Database design - empty fields

There is definitely a school of thought which holds that NULL fields are bad, in and of themselves. Relational theory demands that databases consist of facts, and NULLs are the absence of fact. So, a rigorously designed database would have no nullable columns.

Your colleague is proposing something which is on the road to 6th Normal Form, where all the tables consist of a primary key and at most one other column. Only in such a schema we wouldn't have tables called customer_info_fr. That's not normalised. Many countries might include ENTRY_CODE in their addresses. So we would need address_entry_codes and address_floor_numbers. Not to mention address_building_number and address_building_name, as some places are identified by number and other by name.

It's completely accurate and truthful as a logical design. Alas from a physical perspective it is Teh Suck! The simplest query - select * from addresses - becomes a multi-table join, and outer joins at that. Nullable columns are a way of reconciling ugly design with the hard truth, "you cannae break the laws of physics". Nullable columns allow us to combine disjoint data sets into a single table, albeit at the cost of handling nulls (they can affect data retrieval, index usage, maths, etc).


Some designs attempt to get around the use of nulls by applying magic values. That is, if we don't know the correct value for some column we inject a default value which is a value but also means "unknown". A common instance of this is date '9999-12-31' as an open-ended TO_DATE in a FROM-TO date range. As long as everybody understands and adheres to the convention it's not a problem. It becomes a problem when some tables have date '9999-12-01' or date '9999-01-31' instead.

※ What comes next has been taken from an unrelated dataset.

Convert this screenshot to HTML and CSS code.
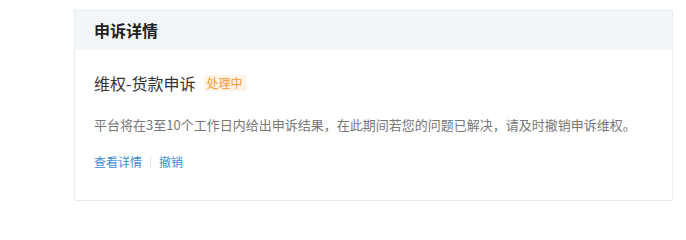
FILE: index.html
```html
<!DOCTYPE html>
<html lang="zh-CN">
<head>
<meta charset="utf-8">
<link rel="stylesheet" href="styles.css">
</head>
<body>
<div class="page">
  <section class="card">
    <header class="card-head">申诉详情</header>
    <div class="card-body">
      <div class="title-row">
        <span class="title">维权-货款申诉</span>
        <span class="badge">处理中</span>
      </div>
      <p class="desc">平台将在3至10个工作日内给出申诉结果，在此期间若您的问题已解决，请及时撤销申诉维权。</p>
      <div class="actions">
        <a class="link">查看详情</a>
        <span class="sep"></span>
        <a class="link">撤销</a>
      </div>
    </div>
  </section>
</div>
</body>
</html>
```
FILE: styles.css
```css
html, body {
  margin: 0;
  padding: 0;
  background: #fff;
}
body {
  font-family: "Microsoft YaHei", "Noto Sans CJK SC", "Noto Sans", sans-serif;
  color: #333;
}
.page {
  padding: 10px 0 0 74px;
}
.card {
  width: 597px;
  border: 1px solid #e9ecee;
  background: #fff;
}
.card-head {
  height: 39px;
  line-height: 39px;
  background: #f3f6f8;
  padding-left: 19px;
  font-size: 16px;
  font-weight: bold;
  color: #222;
}
.card-body {
  padding: 21px 19px 29px;
}
.title-row {
  display: flex;
  align-items: center;
  height: 24px;
}
.title {
  font-size: 16px;
  color: #333;
  line-height: 24px;
}
.badge {
  margin-left: 8px;
  font-size: 12px;
  line-height: 16px;
  padding: 0 3px;
  color: #f39b34;
  background: #fff3e5;
}
.desc {
  margin: 20px 0 0;
  font-size: 13px;
  line-height: 20px;
  color: #777;
}
.actions {
  margin-top: 18px;
  display: flex;
  align-items: center;
  height: 18px;
}
.link {
  font-size: 12px;
  line-height: 18px;
  color: #3a8bd8;
  cursor: pointer;
}
.sep {
  width: 1px;
  height: 11px;
  background: #e3e3e3;
  margin: 0 8px;
}
```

This is why magic values are not a robust solution. Consumers of our data need to know that -1 is the value we use for DofQ in our stock control system when we don't know the real value. But at least it's obviously not a valid value. Choosing say 20 as a magic value is deadly because it could be a real DofQ: we can no longer tell the actual values from the "don't knows".

So, given a choice between nulls and magic values, choose nulls.


I'd be interested in your colleague's justification as to why empty fields are bad. As far as I'm aware, empty or null fields aren't bad in and of themselves. If you have a lot of empty data values for a column that you are planning on putting an important index on, you may want to consider other options. This goes for any column where you have a lot of duplicate records actually and need an index, as duplicated records lower the cardinality of the column, making indexes less useful. In your case, I don't see it being an issue.

For this kind of data, you're likely using a VARCHAR or some kind of TEXT column anyway, which are variable length fields in the database. It doesn't matter if your field is full of data or empty, you're still going to incur the overhead of a variable-length column (which isn't worth worrying about in normal circumstances). So again, there's no difference to the RDBMS.

From the sounds of what you're designing, I think if you came up with a generic method of handling address variances in a single table, it would be the way to go. Your code and structure would be much simpler at the negligible (in my opinion) cost of some empty data fields.